Trending Topics

Ohio Police Strategize on Ways to Reduce Traffic Deaths

So far this year, 14 area people have died

By JONATHAN ATHENS, The (Central Ohio) Advocate

HEATH, Ohio -- Area police chiefs are working together on a new plan to work closer together and crack down on bad drivers and reduce the number of traffic accident deaths in central Ohio.

“The point is to get everyone singing on the same sheet of music,” said Ohio Highway Patrol Lt. Gary Allen, commander of the Granville patrol post.

Although the plan doesn’t have a name yet, Allen gave his presentation at the monthly law enforcement administrators meeting held at the Heath police headquarters.

The initiative, Allen said, is specifically aimed at stronger enforcement of moving violations; identifying high-risk roads and intersections; increasing driver safety education efforts; and finding ways for area police departments to share accident data more readily.

While the number of fatalities from crashes in the county has steadily dropped each year since 2001, the top two causes of such accidents are still drivers exceeding the speed limit and failing to yield, Allen said.

Eighteen people were killed in crashes in 2002, and so far in 2003, 13 crashes have claimed 14 lives, he said.

Nationwide, the number of those killed in vehicle accidents increased from 42,196 in 2001 to 42,815 in 2002, according to the National Highway Traffic Safety Administration.

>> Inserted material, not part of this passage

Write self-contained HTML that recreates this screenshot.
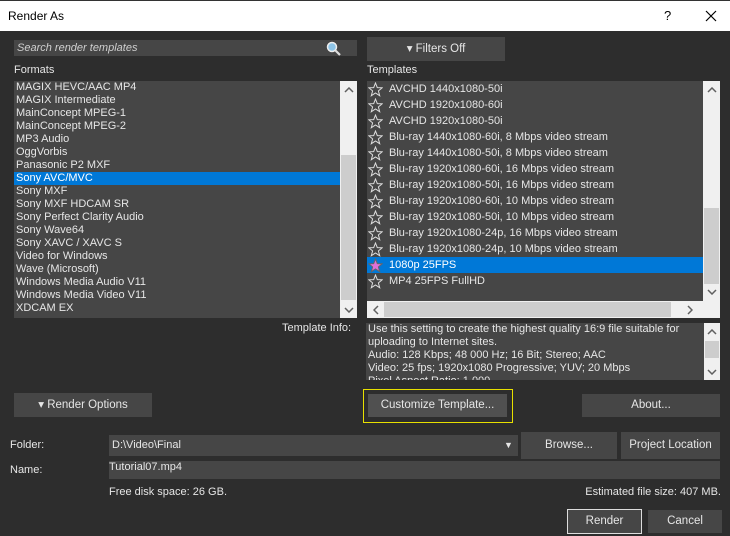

Public education is helping reduce the number of fatal crashes, but another critical element of the plan is identifying high-risk intersections and roads and coming up with ways to make them safer, Allen said.

“We can all work together and try to figure out what are problems are,” he said.

Concerning accident data, reports for rural accidents are collected and tabulated separately from those in urban areas, Allen said. Part of the initiative is to consolidate that information.

Preventing fatal crashes is also part of the plan through enforcement of speed and seat belt laws, he said.

“I know for a fact more people are wearing their safety belts than before,” Allen said. “We’re at 70 percent compliance.”

Fifty-nine percent of those killed in crashes nationwide, just more than 19,000, were not wearing their seat belts, according to the administration.


Vehicle fatalities

The number of those killed in crashes on Licking County rural roads spiked from 15 in 2000 to 24 in 2001 and dropped to 18 in 2002.

Fatal crashes in Ohio inched upward from 1,378 killed in 2001 to 1,418 in 2002.

Alcohol-related fatalities comprise 41 percent of total highway deaths.